From the listing below, restate word for word the lines from the line containing "Emit a component" down through the line containing "['Algemeen', 'Geluid', 'Telefonie', 'Takenlijst', 'Taal'];". Exclude pictures.
═══ RECORDED DATA ═══
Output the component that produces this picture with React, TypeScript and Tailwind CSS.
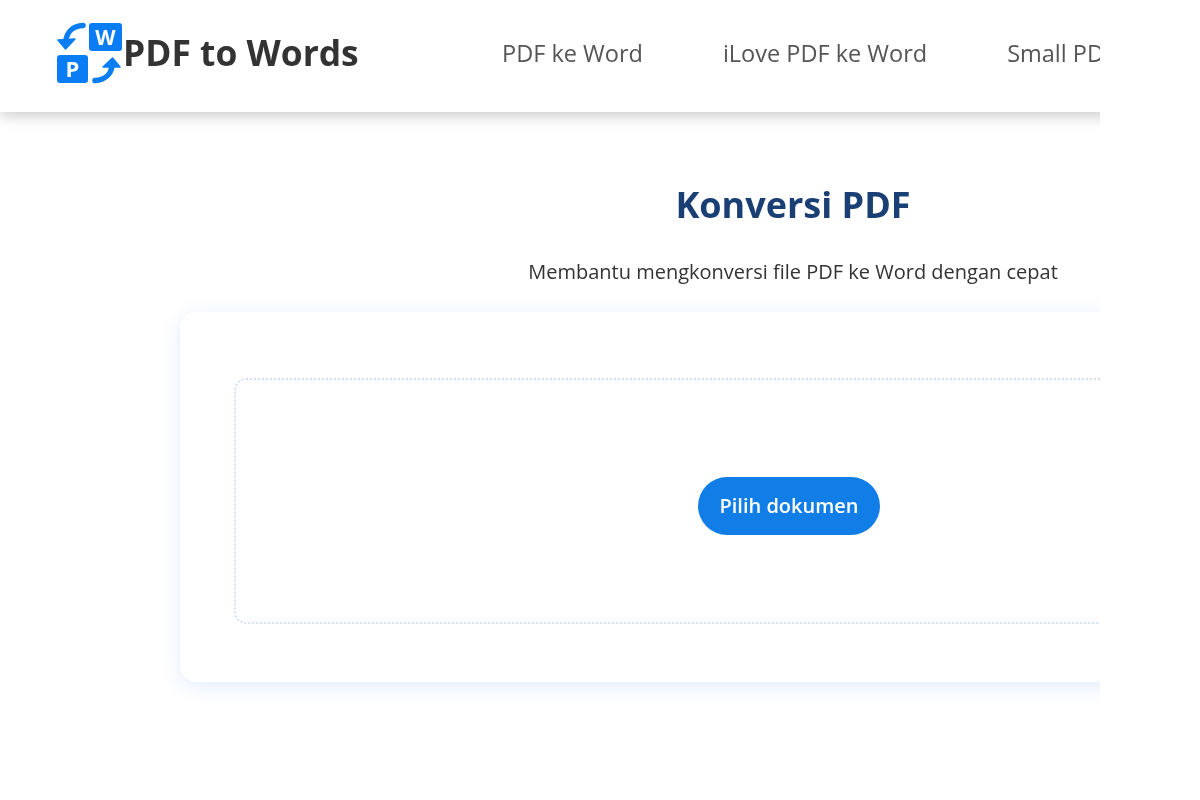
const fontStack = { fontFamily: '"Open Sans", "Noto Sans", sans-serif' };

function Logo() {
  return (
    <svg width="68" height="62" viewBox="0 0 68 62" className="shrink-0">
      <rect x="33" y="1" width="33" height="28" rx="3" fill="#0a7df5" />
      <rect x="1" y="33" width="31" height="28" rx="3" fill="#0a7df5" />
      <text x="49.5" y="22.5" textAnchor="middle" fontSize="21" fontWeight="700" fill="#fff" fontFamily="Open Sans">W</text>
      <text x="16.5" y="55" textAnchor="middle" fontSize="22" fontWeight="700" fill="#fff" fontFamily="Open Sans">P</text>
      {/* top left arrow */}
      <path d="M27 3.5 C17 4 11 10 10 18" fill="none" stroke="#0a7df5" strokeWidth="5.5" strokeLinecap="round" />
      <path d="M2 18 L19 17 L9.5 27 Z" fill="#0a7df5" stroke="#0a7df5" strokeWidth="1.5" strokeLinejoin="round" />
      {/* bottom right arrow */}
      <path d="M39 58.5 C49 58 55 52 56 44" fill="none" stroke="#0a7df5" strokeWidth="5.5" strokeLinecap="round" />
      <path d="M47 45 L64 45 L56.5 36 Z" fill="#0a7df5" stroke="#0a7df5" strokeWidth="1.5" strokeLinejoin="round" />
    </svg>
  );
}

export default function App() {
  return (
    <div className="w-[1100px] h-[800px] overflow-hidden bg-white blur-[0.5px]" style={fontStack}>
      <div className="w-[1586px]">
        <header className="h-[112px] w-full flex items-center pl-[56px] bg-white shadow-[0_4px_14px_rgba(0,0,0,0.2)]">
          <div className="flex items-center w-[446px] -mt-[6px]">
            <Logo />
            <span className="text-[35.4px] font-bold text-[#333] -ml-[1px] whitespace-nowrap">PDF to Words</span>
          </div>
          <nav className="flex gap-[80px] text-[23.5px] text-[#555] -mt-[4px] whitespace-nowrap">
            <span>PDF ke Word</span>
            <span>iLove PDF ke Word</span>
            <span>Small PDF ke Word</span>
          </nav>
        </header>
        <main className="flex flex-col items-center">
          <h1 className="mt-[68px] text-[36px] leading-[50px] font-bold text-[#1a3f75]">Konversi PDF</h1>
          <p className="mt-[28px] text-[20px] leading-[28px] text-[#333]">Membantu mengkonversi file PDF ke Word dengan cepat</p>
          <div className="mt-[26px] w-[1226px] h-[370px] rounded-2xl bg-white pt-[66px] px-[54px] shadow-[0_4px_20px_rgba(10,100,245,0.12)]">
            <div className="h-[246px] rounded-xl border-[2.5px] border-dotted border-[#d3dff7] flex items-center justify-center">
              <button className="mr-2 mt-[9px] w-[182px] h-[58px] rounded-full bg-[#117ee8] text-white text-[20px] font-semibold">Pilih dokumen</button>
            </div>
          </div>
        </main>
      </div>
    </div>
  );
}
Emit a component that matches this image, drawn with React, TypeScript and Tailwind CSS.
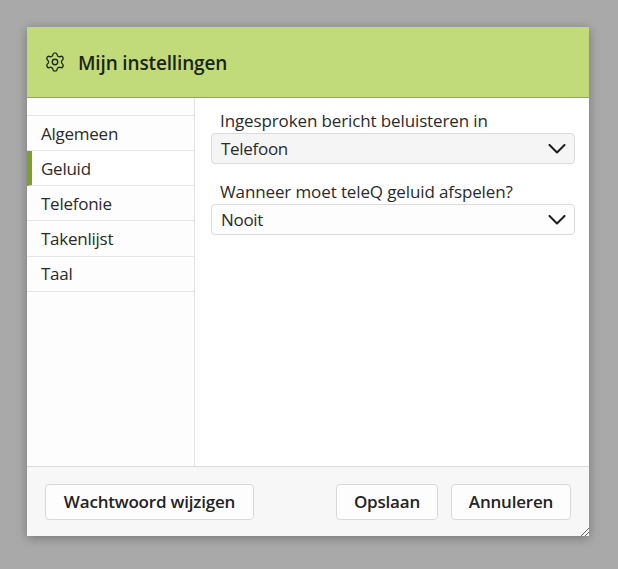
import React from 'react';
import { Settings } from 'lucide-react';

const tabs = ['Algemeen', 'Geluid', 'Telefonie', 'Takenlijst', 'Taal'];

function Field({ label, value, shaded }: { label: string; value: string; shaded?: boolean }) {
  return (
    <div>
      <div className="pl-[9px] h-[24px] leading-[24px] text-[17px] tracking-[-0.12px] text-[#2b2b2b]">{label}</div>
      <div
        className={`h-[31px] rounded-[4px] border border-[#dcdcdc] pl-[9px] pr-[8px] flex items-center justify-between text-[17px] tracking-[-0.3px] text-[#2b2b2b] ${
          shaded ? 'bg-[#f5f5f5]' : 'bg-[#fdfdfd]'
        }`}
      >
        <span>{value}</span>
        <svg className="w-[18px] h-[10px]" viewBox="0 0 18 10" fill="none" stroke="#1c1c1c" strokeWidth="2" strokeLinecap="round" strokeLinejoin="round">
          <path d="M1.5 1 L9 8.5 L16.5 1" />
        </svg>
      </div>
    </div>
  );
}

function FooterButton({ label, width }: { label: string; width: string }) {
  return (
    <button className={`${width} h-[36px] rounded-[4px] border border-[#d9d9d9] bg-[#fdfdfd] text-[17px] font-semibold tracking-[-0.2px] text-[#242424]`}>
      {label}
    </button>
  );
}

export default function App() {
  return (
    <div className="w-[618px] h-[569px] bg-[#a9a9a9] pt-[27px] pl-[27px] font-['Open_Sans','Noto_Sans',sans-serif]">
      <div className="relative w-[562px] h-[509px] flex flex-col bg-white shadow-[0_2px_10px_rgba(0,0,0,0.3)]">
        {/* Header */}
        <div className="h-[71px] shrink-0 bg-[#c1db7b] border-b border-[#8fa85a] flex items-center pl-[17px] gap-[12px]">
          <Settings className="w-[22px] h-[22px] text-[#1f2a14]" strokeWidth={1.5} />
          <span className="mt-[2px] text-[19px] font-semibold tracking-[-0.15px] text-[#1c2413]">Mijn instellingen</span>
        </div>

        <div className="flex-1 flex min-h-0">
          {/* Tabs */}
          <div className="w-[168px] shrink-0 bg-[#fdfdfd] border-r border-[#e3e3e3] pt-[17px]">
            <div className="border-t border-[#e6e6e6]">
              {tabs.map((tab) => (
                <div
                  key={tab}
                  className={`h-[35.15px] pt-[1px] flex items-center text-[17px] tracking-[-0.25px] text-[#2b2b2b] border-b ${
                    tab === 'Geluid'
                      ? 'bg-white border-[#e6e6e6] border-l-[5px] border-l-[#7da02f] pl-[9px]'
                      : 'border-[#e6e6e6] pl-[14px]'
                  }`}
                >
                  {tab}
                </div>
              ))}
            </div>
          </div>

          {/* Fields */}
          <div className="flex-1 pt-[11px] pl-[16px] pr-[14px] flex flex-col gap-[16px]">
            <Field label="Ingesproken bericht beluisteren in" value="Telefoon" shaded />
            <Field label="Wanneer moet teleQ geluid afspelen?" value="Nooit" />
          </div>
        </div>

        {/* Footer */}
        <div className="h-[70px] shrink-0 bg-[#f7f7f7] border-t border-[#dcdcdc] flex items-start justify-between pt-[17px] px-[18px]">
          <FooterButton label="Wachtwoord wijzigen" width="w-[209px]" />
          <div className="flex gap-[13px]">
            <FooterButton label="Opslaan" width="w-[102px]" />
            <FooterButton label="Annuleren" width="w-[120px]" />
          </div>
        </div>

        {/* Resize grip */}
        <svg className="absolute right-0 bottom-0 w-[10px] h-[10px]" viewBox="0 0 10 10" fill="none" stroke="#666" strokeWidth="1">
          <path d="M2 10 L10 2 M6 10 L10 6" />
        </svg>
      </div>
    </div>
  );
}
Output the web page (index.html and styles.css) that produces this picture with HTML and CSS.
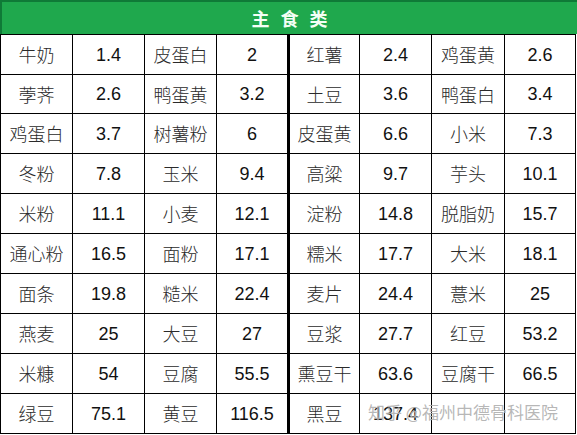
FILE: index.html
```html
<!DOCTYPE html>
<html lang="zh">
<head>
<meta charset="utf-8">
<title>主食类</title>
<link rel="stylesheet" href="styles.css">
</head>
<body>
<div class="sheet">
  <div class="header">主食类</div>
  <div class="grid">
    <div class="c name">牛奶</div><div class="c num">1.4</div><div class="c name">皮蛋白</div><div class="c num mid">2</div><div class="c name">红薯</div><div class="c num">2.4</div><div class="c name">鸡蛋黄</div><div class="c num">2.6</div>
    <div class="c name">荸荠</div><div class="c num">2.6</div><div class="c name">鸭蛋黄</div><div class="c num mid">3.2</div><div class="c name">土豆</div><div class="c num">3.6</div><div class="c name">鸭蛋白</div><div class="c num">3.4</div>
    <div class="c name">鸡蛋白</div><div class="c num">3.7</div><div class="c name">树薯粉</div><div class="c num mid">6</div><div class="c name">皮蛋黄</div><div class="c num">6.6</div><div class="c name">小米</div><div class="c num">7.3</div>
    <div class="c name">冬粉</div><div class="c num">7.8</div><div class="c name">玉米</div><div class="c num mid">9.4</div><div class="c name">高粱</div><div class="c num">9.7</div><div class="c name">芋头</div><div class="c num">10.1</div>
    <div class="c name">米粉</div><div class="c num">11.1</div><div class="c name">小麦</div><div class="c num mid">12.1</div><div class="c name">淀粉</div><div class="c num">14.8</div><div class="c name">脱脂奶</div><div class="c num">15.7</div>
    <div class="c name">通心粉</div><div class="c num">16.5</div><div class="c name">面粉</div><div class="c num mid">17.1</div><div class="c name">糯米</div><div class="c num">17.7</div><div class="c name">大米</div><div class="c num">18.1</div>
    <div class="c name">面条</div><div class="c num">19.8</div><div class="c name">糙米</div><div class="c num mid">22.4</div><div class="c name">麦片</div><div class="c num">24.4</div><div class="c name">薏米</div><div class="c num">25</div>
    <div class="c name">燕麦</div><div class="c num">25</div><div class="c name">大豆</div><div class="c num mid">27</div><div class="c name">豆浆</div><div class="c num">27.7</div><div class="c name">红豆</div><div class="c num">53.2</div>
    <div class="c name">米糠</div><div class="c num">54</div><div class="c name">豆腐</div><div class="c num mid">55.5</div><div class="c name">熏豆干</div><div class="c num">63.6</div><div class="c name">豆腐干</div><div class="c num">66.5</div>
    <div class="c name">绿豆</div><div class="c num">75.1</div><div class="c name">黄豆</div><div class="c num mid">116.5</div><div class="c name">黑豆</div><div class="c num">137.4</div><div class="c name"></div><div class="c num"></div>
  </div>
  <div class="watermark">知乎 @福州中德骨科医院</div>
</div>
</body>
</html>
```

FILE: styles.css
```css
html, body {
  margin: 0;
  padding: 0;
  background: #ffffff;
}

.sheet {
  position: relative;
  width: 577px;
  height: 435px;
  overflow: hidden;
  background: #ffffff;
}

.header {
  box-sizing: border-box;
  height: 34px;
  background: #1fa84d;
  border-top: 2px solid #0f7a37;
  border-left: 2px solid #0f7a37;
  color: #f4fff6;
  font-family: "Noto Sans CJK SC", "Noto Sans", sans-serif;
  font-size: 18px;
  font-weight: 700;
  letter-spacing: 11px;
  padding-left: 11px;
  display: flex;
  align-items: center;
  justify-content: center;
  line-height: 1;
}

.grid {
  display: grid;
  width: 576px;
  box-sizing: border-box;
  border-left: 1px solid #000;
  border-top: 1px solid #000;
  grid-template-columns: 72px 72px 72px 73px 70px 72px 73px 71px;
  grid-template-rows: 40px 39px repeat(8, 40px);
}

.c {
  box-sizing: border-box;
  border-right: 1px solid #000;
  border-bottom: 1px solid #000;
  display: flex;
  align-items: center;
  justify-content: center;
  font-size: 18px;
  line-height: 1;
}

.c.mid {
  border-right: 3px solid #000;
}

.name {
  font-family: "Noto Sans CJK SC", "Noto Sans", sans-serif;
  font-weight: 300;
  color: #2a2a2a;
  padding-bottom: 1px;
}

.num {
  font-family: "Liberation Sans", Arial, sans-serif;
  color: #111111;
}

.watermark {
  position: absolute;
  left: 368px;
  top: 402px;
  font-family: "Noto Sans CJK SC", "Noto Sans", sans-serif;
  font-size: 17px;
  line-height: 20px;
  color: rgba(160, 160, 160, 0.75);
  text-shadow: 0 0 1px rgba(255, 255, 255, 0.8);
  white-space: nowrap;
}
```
═══
[CORRECT OUTPUT]:
Emit a component that matches this image, drawn with React, TypeScript and Tailwind CSS.
import React from 'react';
import { Settings } from 'lucide-react';

const tabs = ['Algemeen', 'Geluid', 'Telefonie', 'Takenlijst', 'Taal'];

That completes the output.